The Prime Minister will almost certainly meet Xi Jinping, General Secretary of the Chinese Communist Party (CCP), and Li Qiang, Premier of the State Council. He may also meet Zhao Leji, Chairman of the Standing Committee of the National People’s Congress (Mark Carney, Prime Minister of Canada, met all three on his recent visit). Reeves and Kyle will meet with their CCP counterparts.
Should the Prime Minister even be in the PRC?
The answer is yes. Ministers should visit the PRC often. Opportunities to increase knowledge and understanding by personal experience are never wasted. Face to face meetings are a rare chance to communicate British positions directly to Chinese leaders without their going through interpretation by officials.
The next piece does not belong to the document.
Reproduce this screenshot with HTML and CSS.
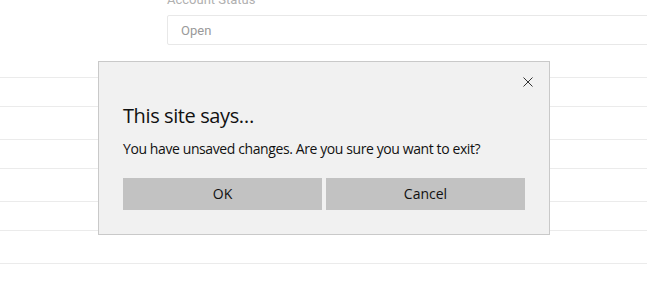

Although the CCP is adept at arranging ‘Potemkin’ visits, with form deliberately intended to dazzle reality, a perceptive politician should be able to see more deeply. In this author’s experience as adviser to the House of Commons Foreign Affairs Committee, that committee – neutral beforehand – returned from its visit to Beijing convinced, based on the evidence it found, that the CCP’s activities posed a threat to the United Kingdom’s (UK) interests.
What are the aims and possible achievements of the visit?
His Majesty’s (HM) Government likes to frame its PRC relations under the heading of the ‘Three Cs’ (Cooperate, Compete, Challenge). Divining the substance behind the slogan is difficult. If indeed HM Government has a connected strategy for the UK’s relations with the PRC, ‘most of the detail is not disclosable’, as David Lammy, then Foreign Secretary, told Parliament in June 2025.
HM Government is looking to the PRC to boost Britain’s economic growth and prosperity; an aim repeated to the author by several civil servants and reflected in the composition of the party accompanying the Prime Minister. Trade and investment are laudable aims to pursue, although ministers should cease speaking about trade and should rather emphasise exports (if the UK exported nothing to the PRC, it would still be Britain’s seventh biggest trade partner).
Ministers exaggerate exports to the PRC. They should exclude precious metals, which are traded in London but add little to economic growth, as well as Hong Kong, given its separate ‘One Country, Two Systems’ status (although some exports will be transhipped to the PRC as well as elsewhere in Asia). With those exclusions, the latest figures (to the end of June 2025) have British annual exports to the PRC of goods and services at £30.5 billion (around 3.3% of total exports), putting it in sixth place.
While ministerial visits should seek to promote exports, in practice, political impetus has limited effect on exports. Poor political relations have not historically held back countries’ exports. In the UK’s case, although diplomatic relations entered the doghouse when David Cameron, then prime minister, met the Dalai Lama in 2012, exports continued to rise. During the period of no ministerial visits under the Conservative government, exports hit a record in 2022 and remained high in 2023. Similarly, good relations had little effect; exports in 2016 and 2017 were below the total of 2015, when Cameron announced a ‘golden era’ in UK-PRC relations.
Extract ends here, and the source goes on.